Rakibul Atik

Personal information
- Full name: Rakibul Atik
- Born: 11 October 1999 (age 25) Sherpur, Bangladesh
- Batting: Right-handed
- Bowling: Slow Left Arm Orthodox
- Role: Bowler

Domestic team information
- 2021–present: Gazi Group Cricketers
- Prime Bank Cricket Club
- Source: ESPNcricinfo

= Rakibul Atik =

Bangladeshi cricketer (born 1999)

Rakibul Atik (born 11 October 1999) is a Bangladeshi cricketer, who bats right-handed and bowls slow Left Arm Orthodox. He represents the Gazi Group Cricketers in domestic cricket. In December 2020, he was selected to play for the Mymensingh Tigers in the 2020 Mymensingh Premier League.
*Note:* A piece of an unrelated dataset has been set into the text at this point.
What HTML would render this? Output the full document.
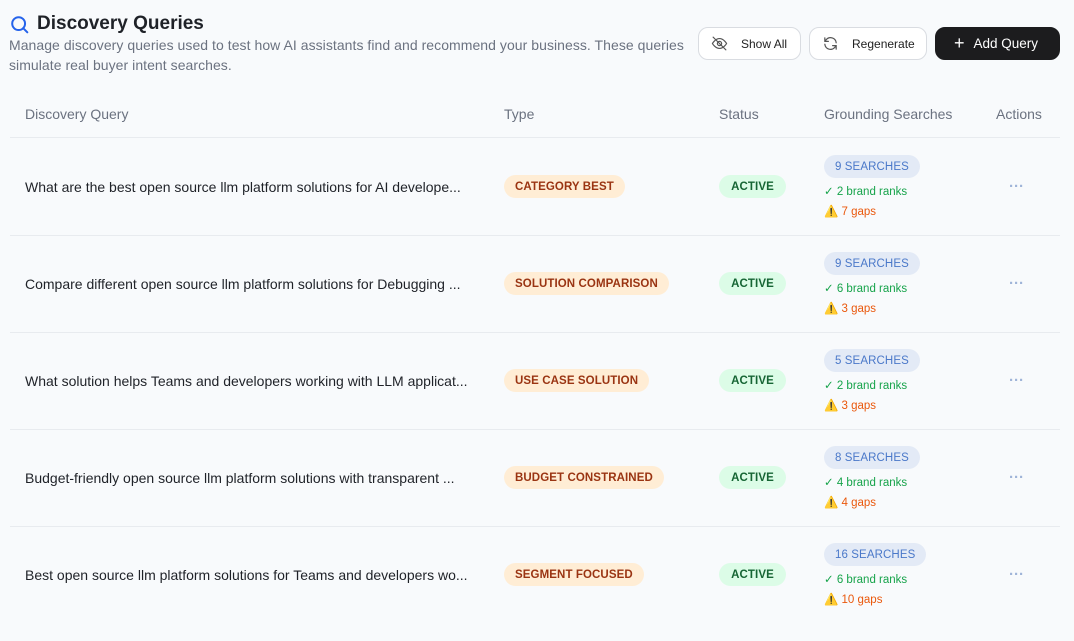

In May 2021, he was named in the Gazi Group Cricketers' squad for the 2021 Dhaka Premier Division Twenty20 Cricket League. He made his Twenty20 debut for the Gazi Group Cricketers, on 7 June 2021, against the Legends of Rupganj, and took a wicket. He made his List A debut on 8 April 2022, for Gazi Group cricketers in the 2021–22 Dhaka Premier Division Cricket League.